I think you miss the mark in identifying hubris and belief systems as the center of the matter. The issue is short-term expediency and payoff versus long-term consequences. It is about ignorance versus competent understanding. It is especially about greed and selfishness versus responsibility and concern for the broader good.
Thank you for raising the subject.
Robert,
I must say that rarely have I disagreed more with something written on a progressive site.
First the word fundamentalism is a complete misnomer. There is no ideological disposition that allows for radical adherence to a particular worldview. Indeed, there are a good number of folks who believe in the advance and progress of human-kind. But these advances almost always come with a desire to manage and fully understand the implications of the new technology. Let's look at some examples:
Medical technology: The FDA tests new technologies and drugs for safety in a rigorous, expensive process. Doctors then figure out to incorporate these new advances into their practices, often with a good deal of debate, second-guessing and adjustment.

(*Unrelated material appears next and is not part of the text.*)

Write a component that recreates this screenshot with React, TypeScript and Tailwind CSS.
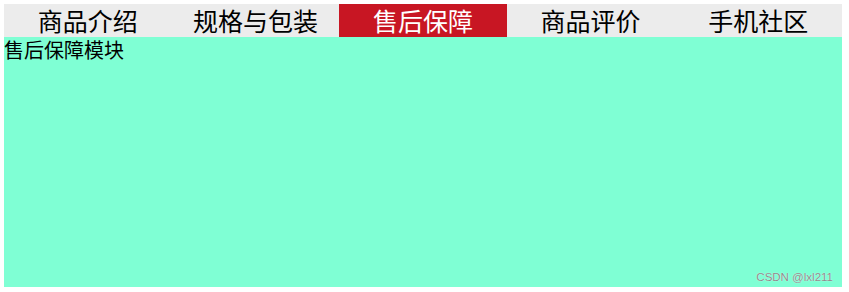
const tabs = ['商品介绍', '规格与包装', '售后保障', '商品评价', '手机社区'];

export default function App() {
  const active = 2;

  return (
    <div
      className="w-[849px] h-[292px] bg-white p-1 pr-[7px] pb-[5px]"
      style={{ fontFamily: '"Noto Sans CJK SC", "Liberation Sans", sans-serif' }}
    >
      <div className="flex flex-col h-full">
        <ul className="flex h-[33px] bg-[#ececec]">
          {tabs.map((t, i) => (
            <li
              key={t}
              className={`flex-1 flex items-center justify-center text-[25px] leading-none ${
                i === active ? 'bg-[#c81623] text-white' : 'text-black'
              }`}
            >
              {t}
            </li>
          ))}
        </ul>
        <div className="relative flex-1 bg-[#7fffd4] text-[20px] leading-[26px] text-black">
          售后保障模块
          <span
            className="absolute right-[9px] bottom-[4px] text-[11.5px] leading-none text-[#8c8c8c]"
            style={{ fontFamily: '"Liberation Sans", sans-serif', textShadow: '0 0 1px #ffffff' }}
          >
            CSDN @lxl211
          </span>
        </div>
      </div>
    </div>
  );
}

ICT Technology: One word - Internet. Internet has completely transformed virtually every aspect of social, political and economic arrangements. Almost always the expanded access to information has led to quite positive outcomes so that an uprising an Tunisia can spread through the Arab world within weeks or we can access this site and have a discussion like we are doing now. We would have not likely been otherwise connected.
The adjustment period has not been easy. New laws and rules have to be established as to governance of the Internet. Indeed, an extra-governmental international institution was set up for governance of the Internet. Humans are adapting to what they've created quite well.
I do believe this drive of discovery and progress is part of the nature of being human. There is also something quintesentially American as so many of the advances have come from enterprising Americans and we are especially quick to incorporate new technologies into our lives.
I am not sure what you are suggesting as an alternative. Are you saying we should slow down the pace of technical change? Tell that to the MIT research team working on more efficient solar technology or the Silicon Valley startup focusing on viable electrical cars or the AIDS researchers continuing to look for a cure, even while making the disease now manageable and not a death sentence.
You've identified essentially a non-existent problem and have not really offered a solution other than practicing humility. While we could all use a little more humility, we should also not stop innovating because we fear the consequences, but rather continue to figure out how to govern and derive maximum benefit while minimizing the costs of technology as it develops.
Discovery and progress is part of the human spirit, but its not for the scared.